Photograph by Heather Markel, Copyright 2018

Let me clarify. By sellers, I mean the people that want you to buy from them – be it souvenirs, the women holding those cool double baskets full of fruit, people with stalls in the market, people in shops, people on the beach, women from various tribes in Sa Pa…you just can’t escape them. The women, so far, want to sell me food, clothes, accessories and the men want to sell me motorcycle and taxi rides. Selling is so pervasive in the Vietnamese culture that I wanted to devote an entire post to it.

“women want to sell me food and clothes, men want to sell me motorcyle and taxi rides.”

First Impressions of Being Sold To

My first reaction, as I realized that I could not escape the sellers, and that it keeps getting worse, is that It pisses me off and makes me want to try another country. There are times I am so sick and tired of feeling like prey circled by human vultures wanting to pick the carcass of my wallet clean. I start out by being greatly concerned about offending the women, who are much more aggressive about selling than the men. I don’t want to offend them, hurt their feelings…this only gets me taken advantage of. (Remember, I’m working on self respect, so this has been a great lesson for me!) In Sa Pa, and because I’m Jewish, I can say this – I think they must be part Jewish. I have never in my life seen a worse guilt trip in my life. If you buy from one woman, her friend, who has watched you make the purchase, will then insist you buy from her. If you say no, she will say her purse is different from the one you just bought, and you need two…eventually she will almost cry if you don’t buy and ask “You buy from her, why you no buy from me?”!!!

Newlyweds in new banana outfits. (All the couples do it, friends too, and I did, too, ha!)

Photograph by Heather Markel, Copyright 2018

The Pivot

When I reach Hoi An, I think it can’t possibly be worse than in Sa Pa. I’m immediately seized upon by my hotel staff. Think about the experience like when you stay in a low budget hotel in Vegas where you can’t escape the damn timeshare people who want you to sit through a brief demo and give you a free ticket to a show if you do. Except in Vietnam it’s like you buy the timeshare and don’t get a show. Everyone here has a family member that works someplace they want to bring you so you can buy. I’m now not sure if I feel worse about being sold to in Vietnam or being in a meat market. I quickly realize they have no concern for my feelings in their persistent demands of me, so I begin to lose my concern for theirs in my rejections. (Again, helpful for my self respect issue, woo hoo!)

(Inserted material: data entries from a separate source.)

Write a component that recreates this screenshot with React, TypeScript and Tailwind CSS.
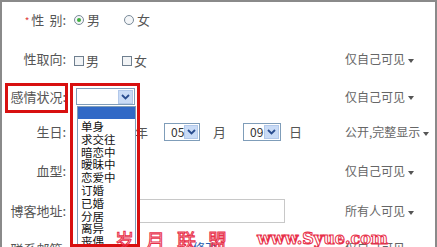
import React from 'react';

const FONT = { fontFamily: '"Noto Sans CJK SC", "Noto Sans", sans-serif' };

const statusOptions = ['单身', '求交往', '暗恋中', '暧昧中', '恋爱中', '订婚', '已婚', '分居', '离异', '丧偶'];

function Caret() {
	return <span className="ml-[3px] inline-block border-x-[3.5px] border-t-[4px] border-x-transparent border-t-[#555] align-middle" />;
}

function Visibility({ label }: { label: string }) {
	return (
		<div className="w-[90px] shrink-0 text-[12px] text-[#666] whitespace-nowrap">
			{label}
			<Caret />
		</div>
	);
}

function Radio({ checked }: { checked?: boolean }) {
	return (
		<span className="inline-flex w-[10px] h-[10px] rounded-full border border-[#7a8a99] bg-[#f4f6f8] items-center justify-center">
			{checked && <span className="w-[4px] h-[4px] rounded-full bg-[#3fae3f]" />}
		</span>
	);
}

function Check() {
	return <span className="inline-block w-[10px] h-[10px] border border-[#6f7f8f] bg-[#f2f4f6]" />;
}

function SelectArrow() {
	return (
		<span className="w-[15px] h-[14px] bg-[#c9dbf6] border border-[#b2c8ea] flex items-center justify-center">
			<svg width="9" height="6" viewBox="0 0 9 6">
				<path d="M1 1 L4.5 4.5 L8 1" stroke="#2a4d8f" strokeWidth="1.8" fill="none" />
			</svg>
		</span>
	);
}

function SmallSelect({ value, width }: { value: string; width: string }) {
	return (
		<span className={`${width} h-[18px] border border-[#7f9db9] bg-white flex items-center justify-between pl-[6px] pr-[1px] text-[12px] text-[#333]`}>
			{value}
			<SelectArrow />
		</span>
	);
}

function Label({ children }: { children: React.ReactNode }) {
	return <div className="w-[64px] shrink-0 text-right text-[13px] text-[#555] whitespace-nowrap">{children}</div>;
}

export default function App() {
	return (
		<div style={FONT} className="relative w-[437px] h-[247px] overflow-hidden bg-white border-t-2 border-l-2 border-r-2 border-[#8a8a8a]">
			<div className="flex items-center h-[36px]">
				<Label>
					<span className="text-[#e04040] text-[10px] mr-[2px]">*</span>性<span className="ml-[5px]">别:</span>
				</Label>
				<div className="flex-1 flex items-center gap-[3px] pl-[8px] text-[13px] text-[#555]">
					<Radio checked />
					<span>男</span>
					<span className="ml-[18px]" />
					<Radio />
					<span>女</span>
				</div>
			</div>

			<div className="flex items-center h-[42px]">
				<Label>性取向:</Label>
				<div className="flex-1 flex items-center gap-[2px] pl-[8px] text-[13px] text-[#555] pt-[3px]">
					<Check />
					<span>男</span>
					<span className="ml-[19px]" />
					<Check />
					<span>女</span>
				</div>
				<Visibility label="仅自己可见" />
			</div>

			<div className="flex items-center h-[33px]">
				<Label>感情状况:</Label>
				<div className="flex-1 pl-[10px]">
					<span className="w-[59px] h-[17px] border border-[#7f9db9] bg-white flex items-center justify-end pr-[1px]">
						<SelectArrow />
					</span>
				</div>
				<Visibility label="仅自己可见" />
			</div>

			<div className="flex items-center h-[38px]">
				<Label>生日:</Label>
				<div className="flex-1 flex items-center pl-[14px] text-[13px] text-[#555]">
					<SmallSelect value="1985" width="w-[50px]" />
					<span className="ml-[5px]">年</span>
					<span className="ml-[16px]" />
					<SmallSelect value="05" width="w-[36px]" />
					<span className="ml-[13px]">月</span>
					<span className="ml-[17px]" />
					<SmallSelect value="09" width="w-[38px]" />
					<span className="ml-[8px]">日</span>
				</div>
				<Visibility label="公开,完整显示" />
			</div>

			<div className="flex items-center h-[40px]">
				<Label>血型:</Label>
				<div className="flex-1" />
				<Visibility label="仅自己可见" />
			</div>

			<div className="flex items-center h-[40px]">
				<Label>博客地址:</Label>
				<div className="flex-1 pl-[71px]">
					<div className="w-[148px] h-[24px] border border-[#c8c8c8] bg-white" />
				</div>
				<Visibility label="所有人可见" />
			</div>

			<div className="flex items-start h-[20px] pt-[8px]">
				<Label>联系邮箱:</Label>
				<div className="flex-1 pl-[127px] text-[12px] text-[#2a5db0]">修改</div>
				<Visibility label="仅自己可见" />
			</div>

			{/* open dropdown list */}
			<div className="absolute left-[75px] top-[104px] w-[59px] border border-[#7f9db9] bg-white text-[11.5px] leading-[12.8px] text-[#111]">
				<div className="h-[12px] bg-[#3169c6]" />
				{statusOptions.map((o) => (
					<div key={o} className="pl-[3px] h-[12.8px] pt-[1px]">
						{o}
					</div>
				))}
			</div>

			{/* red highlight boxes */}
			<div className="absolute left-[3px] top-[81px] w-[63px] h-[30px] border-[3px] border-[#d81010]" />
			<div className="absolute left-[68px] top-[81px] w-[70px] h-[164px] border-[3px] border-[#d81010]" />

			{/* watermark */}
			<div className="absolute left-[113px] top-[223px] h-[24px] flex items-end gap-[18px] whitespace-nowrap leading-none">
				<span className="text-[19px] tracking-[12px] text-transparent [-webkit-text-stroke:1px_#e8304a]">岁月联盟</span>
				<span style={{ fontFamily: '"DejaVu Serif", serif' }} className="text-[16px] font-bold text-transparent [-webkit-text-stroke:1px_#e8304a] mb-[2px]">
					www.Syue.com
				</span>
			</div>
		</div>
	);
}
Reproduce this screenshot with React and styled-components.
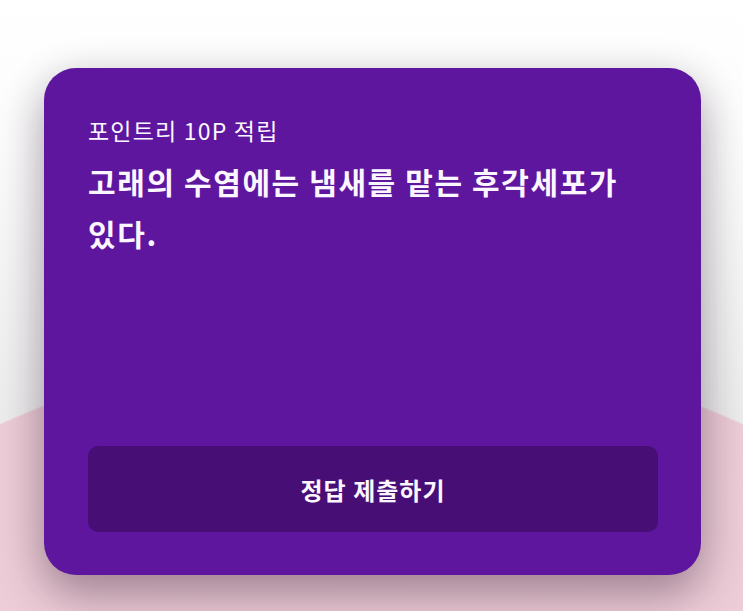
import styled, { createGlobalStyle } from "styled-components";

const GlobalStyle = createGlobalStyle`
  html, body {
    margin: 0;
    padding: 0;
  }
  body {
    font-family: "Noto Sans CJK KR", "Noto Sans", sans-serif;
  }
`;

const Page = styled.div`
  min-height: 611px;
  box-sizing: border-box;
  padding: 68px 42px 0 44px;
  background:
    radial-gradient(circle 900px at 50% 1243px, #efd1db 0, #ecccd6 898px, rgba(236, 204, 214, 0) 900px),
    linear-gradient(180deg, #ffffff 0, #fbfbfb 150px, #ececec 420px);
`;

const Card = styled.div`
  height: 507px;
  box-sizing: border-box;
  background: #5e169f;
  border-radius: 32px;
  padding: 46px 43px 43px 44px;
  display: flex;
  flex-direction: column;
  box-shadow: 0 22px 46px rgba(40, 10, 40, 0.32), 0 4px 40px rgba(0, 0, 0, 0.1);
  color: #fbf6ff;
`;

const Label = styled.div`
  font-size: 23px;
  font-weight: 400;
  line-height: 32px;
  letter-spacing: 1.2px;
`;

const Question = styled.h2`
  margin: 9px 0 0;
  font-size: 30px;
  font-weight: 700;
  line-height: 52px;
  letter-spacing: 1.6px;
  word-break: keep-all;
`;

const SubmitButton = styled.button`
  margin-top: auto;
  height: 86px;
  border: none;
  border-radius: 10px;
  background: #470f76;
  color: #fbf6ff;
  font-family: inherit;
  font-size: 24px;
  font-weight: 600;
  letter-spacing: 1px;
  cursor: pointer;
`;

const App = () => {
  return (
    <Page>
      <GlobalStyle />
      <Card>
        <Label>포인트리 10P 적립</Label>
        <Question>고래의 수염에는 냄새를 맡는 후각세포가 있다.</Question>
        <SubmitButton>정답 제출하기</SubmitButton>
      </Card>
    </Page>
  );
};

export default App;
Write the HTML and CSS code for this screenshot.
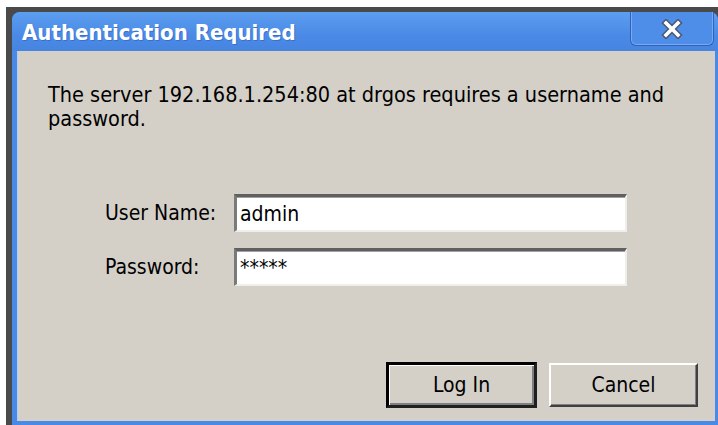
FILE: index.html
```html
<!DOCTYPE html>
<html>
<head>
<meta charset="utf-8">
<link rel="stylesheet" href="styles.css">
</head>
<body>
<div class="desk">
  <div class="window">
    <div class="titlebar">
      <span class="title">Authentication Required</span>
      <button class="close" type="button" aria-label="Close">
        <svg width="24" height="20" viewBox="0 0 24 20">
          <path d="M6 4 L18 16 M18 4 L6 16" stroke="#4a5870" stroke-width="6.5" stroke-linecap="square" fill="none"/>
          <path d="M6 4 L18 16 M18 4 L6 16" stroke="#ffffff" stroke-width="3.6" stroke-linecap="square" fill="none"/>
        </svg>
      </button>
    </div>
    <div class="content">
      <p class="message">The server 192.168.1.254:80 at drgos requires a username and password.</p>
      <div class="fields">
        <label class="label" for="user">User Name:</label>
        <input class="field" id="user" type="text" value="admin">
        <label class="label" for="pass">Password:</label>
        <input class="field" id="pass" type="text" value="*****">
      </div>
      <div class="actions">
        <button class="btn default" type="button">Log In</button>
        <button class="btn" type="button">Cancel</button>
      </div>
    </div>
  </div>
</div>
</body>
</html>
```
FILE: styles.css
```css
html, body {
  margin: 0;
  padding: 0;
  background: #ffffff;
  width: 718px;
  height: 425px;
  overflow: hidden;
}

.desk {
  margin: 7px 0 0 6px;
  background: #4a4a4a;
  padding: 5px 0 0 6px;
  height: 413px;
  box-sizing: content-box;
}

.window {
  height: 413px;
  box-sizing: border-box;
  background: #4a8ae6;
  border-radius: 8px 8px 0 0;
  padding: 0 3px 4px 5px;
  display: flex;
  flex-direction: column;
}

.titlebar {
  height: 39px;
  display: flex;
  align-items: flex-start;
  justify-content: space-between;
  background: linear-gradient(#5c9ef0, #4a8ae6 60%, #4684e0);
  border-radius: 8px 8px 0 0;
  margin: 0 -3px 0 -5px;
  padding: 0 4px 0 10px;
}

.title {
  color: #ffffff;
  font-family: "DejaVu Sans Condensed", "DejaVu Sans", sans-serif;
  font-weight: bold;
  font-size: 22px;
  line-height: 41px;
  text-shadow: 1px 1px 0 #3a70c8;
}

.close {
  margin: 0;
  padding: 0;
  width: 84px;
  height: 34px;
  border: 1px solid #2f62b8;
  border-top: none;
  border-radius: 0 0 6px 6px;
  background: #4e8ee8;
  box-shadow: inset 1px 0 0 #78aaf2, inset -1px 0 0 #78aaf2, inset 0 -1px 0 #78aaf2;
  display: flex;
  align-items: center;
  justify-content: center;
}

.content {
  flex: 1;
  background: #d4d0c8;
  border-left: 1px solid #b3cdf2;
  display: flex;
  flex-direction: column;
  padding: 0 17px 13px 30px;
  font-family: "DejaVu Sans Condensed", "DejaVu Sans", sans-serif;
  font-size: 21.5px;
  color: #000000;
}

.message {
  margin: 32px 0 0;
  line-height: 24px;
}

.fields {
  margin: 63px 0 0 57px;
  display: grid;
  grid-template-columns: 129px 393px;
  row-gap: 16px;
  align-items: center;
}

.label {
  font-size: 21px;
}

.field {
  width: 393px;
  height: 38px;
  box-sizing: border-box;
  margin: 0;
  padding: 0 0 0 3px;
  background: #ffffff;
  border-style: solid;
  border-width: 3px 2px 2px 3px;
  border-color: #606060 #eeeeea #eeeeea #7a7a7a;
  box-shadow: inset 0 1px 0 #a0a0a0;
  font-family: "DejaVu Sans Condensed", "DejaVu Sans", sans-serif;
  font-size: 21px;
  color: #000000;
  outline: none;
}

.actions {
  margin-top: auto;
  display: flex;
  justify-content: flex-end;
  align-items: center;
  gap: 12px;
}

.btn {
  width: 149px;
  height: 44px;
  margin: 0;
  padding: 0;
  background: #d4d0c8;
  border-style: solid;
  border-width: 2px;
  border-color: #ffffff #404040 #404040 #ffffff;
  box-shadow: inset -1px -1px 0 #808080;
  font-family: "DejaVu Sans Condensed", "DejaVu Sans", sans-serif;
  font-size: 21px;
  color: #000000;
}

.btn.default {
  width: 151px;
  height: 46px;
  border-width: 3px;
  border-color: #000000 #202020 #202020 #000000;
  box-shadow: inset 1px 1px 0 #ffffff, inset -2px -2px 0 #808080;
}
```
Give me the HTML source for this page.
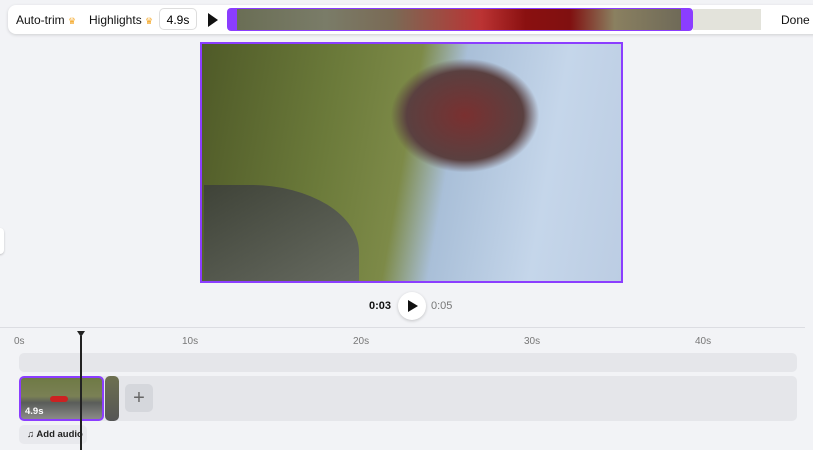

From Overwhelm to Empowerment

After almost 3 weeks here, I’m beginning to get more confident. First, I don’t care about offending people by rejecting them anymore. I’ll waive them off, just say no, or the new phrase I learned, “khong cam on” (no thank you), or walk away. I simply couldn’t give a shit anymore. But on the flip side, I’m learning how to bargain. At first I felt completely rude and silly for bargaining over 50 cents, now I feel like I’m saying “I won’t be taken advantage of – I know I shouldn’t pay any more than half of the price you’re offering me.” I now place a price I want to pay in my mind and keep it there and if the bargaining doesn’t work, I put the item down, walk away, and then suddenly, they agree to my price. In a strange way, this whole experience is empowering and I am grateful for it in my journey. I’ve learned about my own value, how to negotiate and feel good about it, and how to avoid being taken advantage of.

A New Perspective

I receive another point of view to this culture on my plane ride from Da Nang to Ho Chi Minh. The Vietnamese man next to me speaks English really well. (And owns a Czech Beer bar, and recommends one of the most fantastic restaurants I’ve eaten in during my stay in Vietnam!) His name sounds like “Juan” but it’s for sure spelled differently! I learn from him that in Ho Chi Minh a studio apartment is roughly $300/month (about 6,900,000 dong) and a one-bedroom costs about $500/month (roughly 11,500,000 dong.) I’m sure prices vary a bit, but when a vendor wants 200,000 dong for a shirt and I bargain them down to 100,000, that leaves them needing to sell about 69 of those in a month for a studio apartment – so I can understand why they work so hard to sell! And, in fact, that’s the point – Vietnamese people work hard. They’re willing to get their hands dirty. When I tell “Juan” that I notice very few, if any, homeless people, he explains that it’s because everyone is willing to work, and because family is so helpful, they find work for everyone. That’s pretty touching, and damn efficient, if you ask me. Makes me re-think  my assessment of Hoi An – imagine if your entire family – immediate and extended cousins and beyond – were working together to ensure the entire family were provided for? Gives me a great deal of respect for the sales culture here, after all.